Why is it valuable for PR pro s? While there are many skills that leaders can improve with some coaching, perhaps the most important one is influence. Coaching is a valuable tool when you need to increase your influence with the CEO or client. Some leaders are being coached themselves, while some retain executive coaches for their deputies, to grow the organizational bench.

Executive coaching can be quite different from other coaching disciplines. It’s about helping executives empower themselves to reach their potential, to become more inspired and inspiring leaders, and, in doing so, achieve and sustain specific organizational and career goals.

I do both consulting and executive coaching and, while some might disagree, I believe that they are two different disciplines.

For me, consulting is about tapping into one’s knowledge, expertise and experience, and offering the client advice.

Coaching is about using a process that helps the client empower herself to achieve her goals. It’s much less about giving answers, and much more about asking the right questions.

The idea is that the executive (or client) is more likely to make and sustain positive change if it’s the result of his own thought processes and decisions, rather than the coach’s.

In addition, unlike many consultants, coaches continue doing their work as the client implements the plan.

This is why many client-executive coaching relationships go on for years. Once the client makes progress on some key goals, they often identify new and more challenging goals they wish to achieve.

How it can transform your PR career. Executive coaching is sometimes viewed as a last resort for those senior executives who have many powerful attributes and skills, but may be seriously lacking in one or more areas concerning leadership.

On the agency side, many executives get promoted through the ranks because they’re great communications professionals, are terrific at managing accounts, are well liked by clients and have proven they can grow business.

However, they’re often not leading their teams effectively, and, in fact, are driving staffers out the door.

This is a classic example of how coaching can help the executive bring their leadership abilities up to the same level as the aforementioned talents and skills and, in doing so, transform the executive’s career.

And that’s a win not only for the executive, but also for the agency, the staff and clients.

It’s not just remedial. While the example above reflects one use of a coach, more and more companies use executive coaching to help their high-performing executives accomplish breakthrough results, achieve more challenging goals and reach their potential.

It boosts leadership skills. Coaching can help executives in all the areas that define leadership, including creating a vision, articulating values, building trust, acting courageously, inspiring and motivating followers and helping teams to achieve their goals.

While coaching can also help managers get better at managing processes and budgets, its true value lies in helping leaders get better at leading people, which is a much more difficult, and ultimately, valuable skill.

Coaching ROI. A coach’s training, experience, processes, technique and intuition all contribute greatly to a coaching engagement’s success.

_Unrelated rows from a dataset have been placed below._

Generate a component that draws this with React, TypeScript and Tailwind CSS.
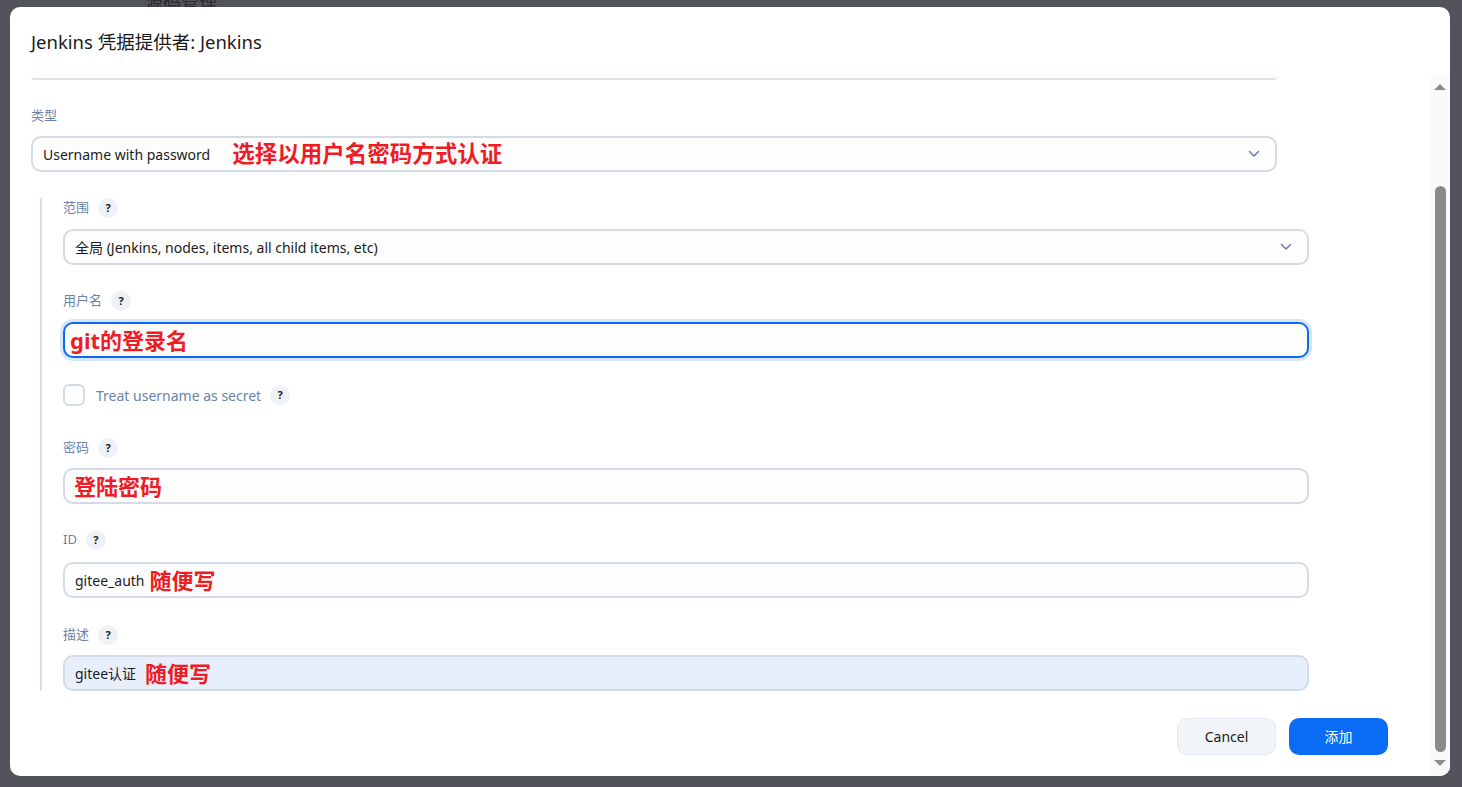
import React from 'react';

const font = { fontFamily: '"Noto Sans", "Noto Sans CJK SC", sans-serif' };

const Help: React.FC = () => (
  <span className="ml-[9px] inline-flex h-[20px] w-[20px] items-center justify-center rounded-full bg-[#eef1f6] text-[11px] font-bold text-[#1b1b1b]">
    ?
  </span>
);

const Label: React.FC<{ text: string; help?: boolean }> = ({ text, help = true }) => (
  <div className="flex h-[20px] items-center text-[13px] text-[#6a83aa]">
    <span>{text}</span>
    {help && <Help />}
  </div>
);

const Chevron: React.FC = () => (
  <svg width="12" height="8" viewBox="0 0 12 8" fill="none" className="shrink-0">
    <path d="M1.5 1.5 6 6l4.5-4.5" stroke="#6a82ad" strokeWidth="1.6" strokeLinecap="round" strokeLinejoin="round" />
  </svg>
);

const Select: React.FC<{ value: string; note?: string }> = ({ value, note }) => (
  <div className="flex h-[36px] w-[1246px] items-center rounded-[10px] border-2 border-[#d5dae7] bg-[#fdfdfd] pl-[10px] pr-[15px]">
    <span className="text-[14px] text-[#1b1b1b]">{value}</span>
    {note && <span className="ml-[22px] text-[22.5px] font-bold text-[#ee1c25]">{note}</span>}
    <span className="flex-1" />
    <Chevron />
  </div>
);

const Input: React.FC<{ value?: string; note: string; bg?: string; noteGap?: string }> = ({ value, note, bg = 'bg-[#fdfdfd]', noteGap = 'ml-[5px]' }) => (
  <div className={`flex h-[36px] w-[1246px] items-center rounded-[10px] border-2 border-[#d5dae7] pl-[10px] ${bg}`}>
    {value && <span className="text-[14px] text-[#1b1b1b]">{value}</span>}
    <span className={`${value ? noteGap : 'ml-[-1px]'} text-[22px] font-bold leading-none text-[#ee1c25]`}>{note}</span>
  </div>
);

const Scrollbar: React.FC = () => (
  <div className="flex w-[19px] flex-col items-center bg-[#fafafa] pr-[1px]">
    <div className="mt-[8px] h-0 w-0 border-x-[6px] border-b-[6px] border-x-transparent border-b-[#8c8c8c]" />
    <div className="mt-[96px] h-[566px] w-[11px] rounded-full bg-[#8a8a8a]" />
    <div className="mt-[8px] h-0 w-0 border-x-[6px] border-t-[6px] border-x-transparent border-t-[#8c8c8c]" />
  </div>
);

export default function App() {
  return (
    <div style={font} className="relative h-[787px] w-full overflow-hidden bg-[#53535c] px-[10px] pt-[7px]">
      <div className="absolute left-[145px] top-[-11px] text-[18px] text-[#2a2a30]">源码管理</div>
      <div className="relative flex h-[769px] w-[1440px] flex-col overflow-hidden rounded-[10px] bg-white">
        <div className="flex h-[69px] shrink-0 items-center pl-[21px] text-[18.5px] text-[#1a1a1a]">
          Jenkins 凭据提供者: Jenkins
        </div>
        <div className="flex min-h-0 flex-1">
          <div className="flex flex-1 flex-col pl-[21px]">
            <div className="h-[4px] w-[1246px] rounded-b-[6px] border-b-2 border-[#dde1ea]" />

            <div className="mt-[26px]">
              <Label text="类型" help={false} />
            </div>
            <div className="mt-[10px]">
              <Select value="Username with password" note="选择以用户名密码方式认证" />
            </div>

            <div className="ml-[9px] mt-[26px] flex flex-col border-l-2 border-[#d8dde9] pl-[21px]">
              <Label text="范围" />
              <div className="mt-[11px]">
                <Select value="全局 (Jenkins, nodes, items, all child items, etc)" />
              </div>

              <div className="mt-[26px]">
                <Label text="用户名" />
              </div>
              <div className="mt-[11px] flex h-[36px] w-[1246px] items-center rounded-[10px] border-2 border-[#0b6cf2] bg-[#fdfdfd] pl-[5px] shadow-[0_0_0_3px_#d7e5fb]">
                <span className="text-[22px] font-bold leading-none text-[#ee1c25]">git的登录名</span>
              </div>

              <div className="mt-[26px] flex h-[22px] items-center">
                <span className="h-[22px] w-[22px] rounded-[6px] border-2 border-[#d5dae7] bg-white" />
                <span className="ml-[11px] text-[14px] text-[#6a83aa]">Treat username as secret</span>
                <Help />
              </div>

              <div className="mt-[32px]">
                <Label text="密码" />
              </div>
              <div className="mt-[10px]">
                <Input note="登陆密码" />
              </div>

              <div className="mt-[26px]">
                <Label text="ID" />
              </div>
              <div className="mt-[12px]">
                <Input value="gitee_auth" note="随便写" />
              </div>

              <div className="mt-[27px]">
                <Label text="描述" />
              </div>
              <div className="mt-[10px]">
                <Input value="gitee认证" note="随便写" bg="bg-[#e8effc]" noteGap="ml-[9px]" />
              </div>
            </div>

            <div className="mt-[27px] flex w-[1357px] justify-end gap-[13px]">
              <button className="h-[37px] w-[99px] rounded-[10px] border border-[#e4e8ef] bg-[#f1f4f8] text-[14px] text-[#1b1b1b]">
                Cancel
              </button>
              <button className="h-[37px] w-[99px] rounded-[10px] bg-[#0a6cf5] text-[14px] text-white">添加</button>
            </div>
          </div>
          <Scrollbar />
        </div>
      </div>
    </div>
  );
}
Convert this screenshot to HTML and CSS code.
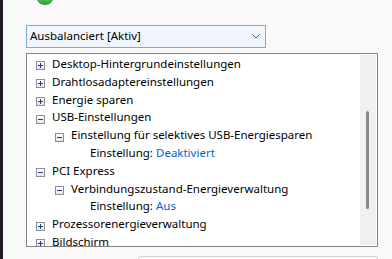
FILE: index.html
```html
<!DOCTYPE html>
<html lang="de">
    <head>
        <meta charset="UTF-8" />
        <meta name="viewport" content="width=device-width, initial-scale=1.0" />
        <title>Energieoptionen</title>
        <link rel="stylesheet" href="styles.css">
    </head>

    <body>
        <div class="window">
            <div class="edge"></div>
            <div class="pane">
                <div class="head">
                    <svg class="plan-icon" width="16" height="6" viewBox="0 0 16 6">
                        <defs>
                            <linearGradient id="g" x1="0" y1="0" x2="0" y2="1">
                                <stop offset="0" stop-color="#7fd86f" />
                                <stop offset="1" stop-color="#2f9e3a" />
                            </linearGradient>
                        </defs>
                        <ellipse cx="8" cy="-1" rx="7.5" ry="5.5" fill="url(#g)" stroke="#2a8a33" stroke-width="0.8" />
                    </svg>
                </div>

                <div class="combo">
                    <span>Ausbalanciert [Aktiv]</span>
                    <svg class="chev" width="8" height="5" viewBox="0 0 8 5">
                        <path d="M0.5 0.5 L4 4 L7.5 0.5" fill="none" stroke="#555" stroke-width="1" />
                    </svg>
                </div>

                <div class="tree">
                    <ul class="items">
                        <li class="row"><i class="exp plus"></i>Desktop-Hintergrundeinstellungen</li>
                        <li class="row"><i class="exp plus"></i>Drahtlosadaptereinstellungen</li>
                        <li class="row"><i class="exp plus"></i>Energie sparen</li>
                        <li class="row"><i class="exp minus"></i>USB-Einstellungen</li>
                        <li class="row lvl1"><i class="exp minus"></i>Einstellung für selektives USB-Energiesparen</li>
                        <li class="row lvl2"><span class="key">Einstellung:</span><span class="val">Deaktiviert</span></li>
                        <li class="row"><i class="exp minus"></i>PCI Express</li>
                        <li class="row lvl1"><i class="exp minus"></i>Verbindungszustand-Energieverwaltung</li>
                        <li class="row lvl2"><span class="key">Einstellung:</span><span class="val">Aus</span></li>
                        <li class="row"><i class="exp plus"></i>Prozessorenergieverwaltung</li>
                        <li class="row"><i class="exp plus"></i>Bildschirm</li>
                    </ul>
                    <div class="scroll">
                        <div class="thumb"></div>
                    </div>
                </div>

                <div class="btn"></div>
            </div>
        </div>
    </body>
</html>
```

FILE: styles.css
```css
html,
body {
    overflow: hidden;
}

body,
ul,
li {
    margin: 0;
    padding: 0;
}

body {
    color: #000;
    background: #f9f9f9;
    font: 11.5px "Noto Sans", sans-serif;
}

.window {
    display: flex;
    height: 259px;
}

.edge {
    width: 3px;
    flex: none;
    background: #251b26;
}

.pane {
    padding-left: 23px;
}

.head {
    height: 25px;
}

.plan-icon {
    display: block;
    margin-left: 11px;
}

/* Auswahlfeld für den Energiesparplan */
.combo {
    display: flex;
    align-items: center;
    justify-content: space-between;
    width: 230px;
    height: 21px;
    padding: 0 5px 0 3px;
    border: 1px solid #7ea9d6;
    background: #f0f6fc;
    line-height: 19px;
}

.combo span {
    padding-bottom: 2px;
}

.chev {
    display: block;
}

.tree {
    display: flex;
    width: 350px;
    height: 192px;
    margin-top: 5px;
    border: 1px solid #858585;
    background: #fff;
}

.items {
    flex: 1;
    list-style: none;
    padding-top: 1px;
    overflow: hidden;
}

.row {
    display: flex;
    align-items: center;
    height: 17.8px;
    line-height: 17.8px;
    padding-left: 9px;
    white-space: nowrap;
}

.row.lvl1 {
    padding-left: 28px;
}

.row.lvl2 {
    padding-left: 63px;
}

/* Plus-/Minus-Kästchen */
.exp {
    flex: none;
    width: 7px;
    height: 7px;
    margin: 4px 7px 0 0;
    border: 1px solid #8e8f8f;
    background: linear-gradient(#1e3d86, #1e3d86) no-repeat 1px 3px / 5px 1px, linear-gradient(#fff, #e6e6e6);
}

.exp.plus {
    background: linear-gradient(#1e3d86, #1e3d86) no-repeat 1px 3px / 5px 1px, linear-gradient(#1e3d86, #1e3d86) no-repeat 3px 1px / 1px 5px, linear-gradient(#fff, #e6e6e6);
}

.key {
    display: inline-block;
    width: 66px;
}

.val {
    color: #0066cc;
}

.scroll {
    flex: none;
    width: 16px;
    margin: 1px 1px 1px 0;
    background: #f0f0f0;
}

.thumb {
    width: 3px;
    height: 98px;
    margin: 56px 0 0 6px;
    border-radius: 2px;
    background: #8a8a8a;
}

/* unterer Knopf, nur die Oberkante ist sichtbar */
.btn {
    width: 238px;
    height: 2px;
    margin: 9px 0 0 112px;
    border: 1px solid #d0d0d0;
    border-bottom: none;
    border-radius: 4px 4px 0 0;
    background: #fdfdfd;
}
```
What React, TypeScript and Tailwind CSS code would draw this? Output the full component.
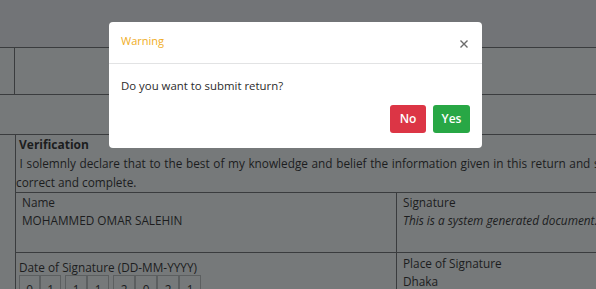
import React from "react";

const font = { fontFamily: '"Open Sans", "Noto Sans", Arial, sans-serif' };

export default function App() {
  return (
    <div
      className="relative w-[596px] h-[289px] overflow-hidden bg-[#76797a] text-[#1c1d1e]"
      style={font}
    >
      {/* Page behind the backdrop */}
      <div className="h-[48px] bg-[#727477] border-b border-[#3a3c3e]" />
      <div className="flex h-[47px] border-b border-[#3a3c3e]">
        <div className="w-[15px] border-r border-[#3a3c3e]" />
        <div className="flex-1" />
      </div>
      <div className="h-[40px] border-b border-[#3a3c3e]" />
      <div className="ml-[15px] w-[720px] border-l border-[#3a3c3e]">
        <div className="pl-[3px] pt-[1px] text-[12px] font-bold leading-[18px]">Verification</div>
        <div className="text-[11.8px] leading-[19px] w-[652px]">
          <div className="text-justify [text-align-last:justify]">
            &nbsp;I solemnly declare that to the best of my knowledge and belief the information given in this return and statements is
          </div>
          <div>correct and complete.</div>
        </div>
        <div className="flex border-t border-[#3a3c3e] h-[60px]">
          <div className="w-[381px] border-r border-[#3a3c3e] pl-[6px] text-[11.8px] leading-[18px]">
            <div>Name</div>
            <div>MOHAMMED OMAR SALEHIN</div>
          </div>
          <div className="flex-1 pl-[6px] text-[11.8px] leading-[18px]">
            <div>Signature</div>
            <div className="italic">This is a system generated document.</div>
          </div>
        </div>
        <div className="flex border-t border-[#3a3c3e] h-[60px]">
          <div className="w-[381px] border-r border-[#3a3c3e] pl-[3px] pt-[5px] text-[11.8px] leading-[18px]">
            <div>Date of Signature (DD-MM-YYYY)</div>
            <div className="flex gap-[4px] -mt-[1px]">
              <div className="flex">
                {["0", "1"].map((d, i) => (
                  <div key={i} className="w-[21px] h-[24px] border border-[#5c5f60] flex justify-center pt-[4px]">{d}</div>
                ))}
              </div>
              <div className="flex">
                {["1", "1"].map((d, i) => (
                  <div key={i} className="w-[22px] h-[24px] border border-[#5c5f60] flex justify-center pt-[4px]">{d}</div>
                ))}
              </div>
              <div className="flex">
                {["2", "0", "2", "1"].map((d, i) => (
                  <div key={i} className="w-[22px] h-[24px] border border-[#5c5f60] flex justify-center pt-[4px]">{d}</div>
                ))}
              </div>
            </div>
          </div>
          <div className="flex-1 pl-[6px] pt-[1px] text-[11.8px] leading-[18px]">
            <div>Place of Signature</div>
            <div>Dhaka</div>
          </div>
        </div>
      </div>

      {/* Modal */}
      <div className="absolute left-[109px] top-[22px] w-[373px] h-[126px] bg-white rounded-[4px] flex flex-col">
        <div className="h-[42px] border-b border-[#e2e3e4] flex items-center justify-between pl-[12px] pr-[13px]">
          <span className="text-[11px] text-[#f0ad24] mt-[-3px]">Warning</span>
          <svg width="10" height="10" viewBox="0 0 10 10" className="mt-[3px]">
            <path d="M1.5 1.5 L8.5 8.5 M8.5 1.5 L1.5 8.5" stroke="#6b6b6b" strokeWidth="1.4" />
          </svg>
        </div>
        <div className="px-[12px] pt-[14px] text-[11.4px] text-[#2b2b2b] leading-[16px]">
          Do you want to submit return?
        </div>
        <div className="flex justify-end gap-[7px] pr-[12px] mt-[11px]">
          <button className="w-[36px] h-[28px] rounded-[3px] bg-[#dc3545] text-white text-[12px] font-semibold flex items-center justify-center">
            No
          </button>
          <button className="w-[37px] h-[28px] rounded-[3px] bg-[#28a745] text-white text-[12px] font-semibold flex items-center justify-center">
            Yes
          </button>
        </div>
      </div>
    </div>
  );
}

The factors that have the greatest impact are how badly the executive (or client) really wants it, how open the executive is to the process, how willing she is to go deep and face some difficult-to-hear truths, and how game the person is to embrace change and reach her leadership goals.

As with most business expenditures, half the battle to succeeding with executive coaching is getting buy-in from senior executives.

But the beauty of executive coaching is that it helps drive the outcomes you want, whether with your team, your peers, your boss or your clients.

Sidebar: Monetizing Executive Coaching

Having survived the Great Recession, companies continue to keep a close eye on expenses, not the least of which is PR. Let them. Executive coaching can generate solid ROI. Here’s how:

Increased productivity. In one case study from business coach Vic Bullara, an executive making $175,000 undertook a six-month coaching engagement of 18 sessions at a cost of $4,500. A post-coaching satisfaction survey indicated that her productivity increased by roughly 25%. While salary is not the sole measure for productivity, there is precedent for using it this way. In this case, that’s a savings of $43,750, versus an investment of $4,500, for an ROI of 8.78.

Decreased turnover/replacement costs. For those cases in which the leader excels in some key skills, but is driving staffers away, companies often don’t realize replacement costs, which some estimate at 35% of an executive’s salary. So if coaching a leader at a cost of $15,000 results in two $75,000 employees staying with the company rather than leaving—thereby saving $52,500 in replacement costs—the savings and ROI are obvious.

Manage up. Executive coaching is highly effective at improving PR and marketing executives’ ability to “manage up.” At a time when corporate communications professionals desire the proverbial seat at the table, it’s clear that executive coaching—with its focus on improving communications, persuasion and influence—will help get them there faster. Perhaps most important, improving these skillsets boosts the odds that C-suite executives will actually listen to and act on the advice of their senior level PR professionals. In light of how CEOs’ communications goofs negatively affected reputation, sales and stock price, the value of executive coaching is priceless, if incalculable.